DATASET CONTENT:

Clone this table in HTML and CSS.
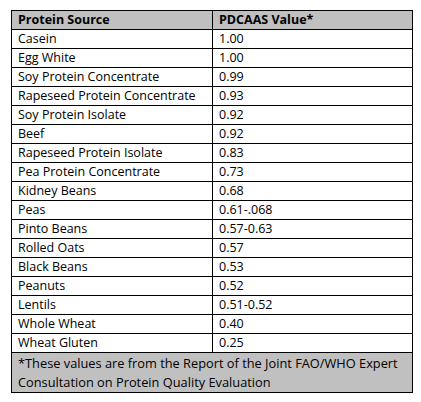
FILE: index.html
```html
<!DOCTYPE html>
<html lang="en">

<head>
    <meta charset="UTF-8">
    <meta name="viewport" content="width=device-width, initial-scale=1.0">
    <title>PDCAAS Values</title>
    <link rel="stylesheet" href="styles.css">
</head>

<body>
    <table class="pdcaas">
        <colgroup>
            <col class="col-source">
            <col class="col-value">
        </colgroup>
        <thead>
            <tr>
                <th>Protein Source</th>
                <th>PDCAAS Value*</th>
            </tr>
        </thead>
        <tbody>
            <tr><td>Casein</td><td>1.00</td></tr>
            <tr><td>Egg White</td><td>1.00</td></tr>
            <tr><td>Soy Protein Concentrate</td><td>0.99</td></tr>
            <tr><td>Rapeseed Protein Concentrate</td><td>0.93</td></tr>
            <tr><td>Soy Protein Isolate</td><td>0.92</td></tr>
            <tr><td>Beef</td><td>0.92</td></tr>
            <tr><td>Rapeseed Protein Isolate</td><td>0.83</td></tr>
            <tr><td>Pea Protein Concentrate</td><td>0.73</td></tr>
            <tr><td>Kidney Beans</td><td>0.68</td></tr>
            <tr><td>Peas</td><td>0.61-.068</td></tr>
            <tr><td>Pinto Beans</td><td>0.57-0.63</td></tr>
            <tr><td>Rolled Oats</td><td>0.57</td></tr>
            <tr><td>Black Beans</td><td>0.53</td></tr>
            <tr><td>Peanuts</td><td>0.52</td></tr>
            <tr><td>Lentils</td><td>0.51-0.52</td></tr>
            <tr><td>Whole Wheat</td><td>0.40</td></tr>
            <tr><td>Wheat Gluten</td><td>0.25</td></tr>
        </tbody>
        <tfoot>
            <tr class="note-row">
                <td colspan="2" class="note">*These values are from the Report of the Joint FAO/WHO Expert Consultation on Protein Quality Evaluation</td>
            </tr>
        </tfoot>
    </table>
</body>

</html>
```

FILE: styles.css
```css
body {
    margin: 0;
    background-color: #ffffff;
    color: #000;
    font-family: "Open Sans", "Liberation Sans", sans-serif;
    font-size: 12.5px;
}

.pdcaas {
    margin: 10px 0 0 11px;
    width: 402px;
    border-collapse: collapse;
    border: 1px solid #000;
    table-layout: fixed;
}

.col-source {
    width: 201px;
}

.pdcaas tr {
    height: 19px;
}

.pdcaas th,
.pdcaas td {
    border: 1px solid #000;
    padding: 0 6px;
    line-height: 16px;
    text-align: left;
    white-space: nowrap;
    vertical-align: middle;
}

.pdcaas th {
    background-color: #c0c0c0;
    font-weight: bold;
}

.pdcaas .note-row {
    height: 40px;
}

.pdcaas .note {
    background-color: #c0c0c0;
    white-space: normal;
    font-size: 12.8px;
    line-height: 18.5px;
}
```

SET TASK:
Word for word, quote the full listing, omitting every picture.

WRITTEN ANSWER:
Clone this table in HTML and CSS.
FILE: index.html
```html
<!DOCTYPE html>
<html lang="en">

<head>
    <meta charset="UTF-8">
    <meta name="viewport" content="width=device-width, initial-scale=1.0">
    <title>PDCAAS Values</title>
    <link rel="stylesheet" href="styles.css">
</head>

<body>
    <table class="pdcaas">
        <colgroup>
            <col class="col-source">
            <col class="col-value">
        </colgroup>
        <thead>
            <tr>
                <th>Protein Source</th>
                <th>PDCAAS Value*</th>
            </tr>
        </thead>
        <tbody>
            <tr><td>Casein</td><td>1.00</td></tr>
            <tr><td>Egg White</td><td>1.00</td></tr>
            <tr><td>Soy Protein Concentrate</td><td>0.99</td></tr>
            <tr><td>Rapeseed Protein Concentrate</td><td>0.93</td></tr>
            <tr><td>Soy Protein Isolate</td><td>0.92</td></tr>
            <tr><td>Beef</td><td>0.92</td></tr>
            <tr><td>Rapeseed Protein Isolate</td><td>0.83</td></tr>
            <tr><td>Pea Protein Concentrate</td><td>0.73</td></tr>
            <tr><td>Kidney Beans</td><td>0.68</td></tr>
            <tr><td>Peas</td><td>0.61-.068</td></tr>
            <tr><td>Pinto Beans</td><td>0.57-0.63</td></tr>
            <tr><td>Rolled Oats</td><td>0.57</td></tr>
            <tr><td>Black Beans</td><td>0.53</td></tr>
            <tr><td>Peanuts</td><td>0.52</td></tr>
            <tr><td>Lentils</td><td>0.51-0.52</td></tr>
            <tr><td>Whole Wheat</td><td>0.40</td></tr>
            <tr><td>Wheat Gluten</td><td>0.25</td></tr>
        </tbody>
        <tfoot>
            <tr class="note-row">
                <td colspan="2" class="note">*These values are from the Report of the Joint FAO/WHO Expert Consultation on Protein Quality Evaluation</td>
            </tr>
        </tfoot>
    </table>
</body>

</html>
```

FILE: styles.css
```css
body {
    margin: 0;
    background-color: #ffffff;
    color: #000;
    font-family: "Open Sans", "Liberation Sans", sans-serif;
    font-size: 12.5px;
}

.pdcaas {
    margin: 10px 0 0 11px;
    width: 402px;
    border-collapse: collapse;
    border: 1px solid #000;
    table-layout: fixed;
}

.col-source {
    width: 201px;
}

.pdcaas tr {
    height: 19px;
}

.pdcaas th,
.pdcaas td {
    border: 1px solid #000;
    padding: 0 6px;
    line-height: 16px;
    text-align: left;
    white-space: nowrap;
    vertical-align: middle;
}

.pdcaas th {
    background-color: #c0c0c0;
    font-weight: bold;
}

.pdcaas .note-row {
    height: 40px;
}

.pdcaas .note {
    background-color: #c0c0c0;
    white-space: normal;
    font-size: 12.8px;
    line-height: 18.5px;
}
```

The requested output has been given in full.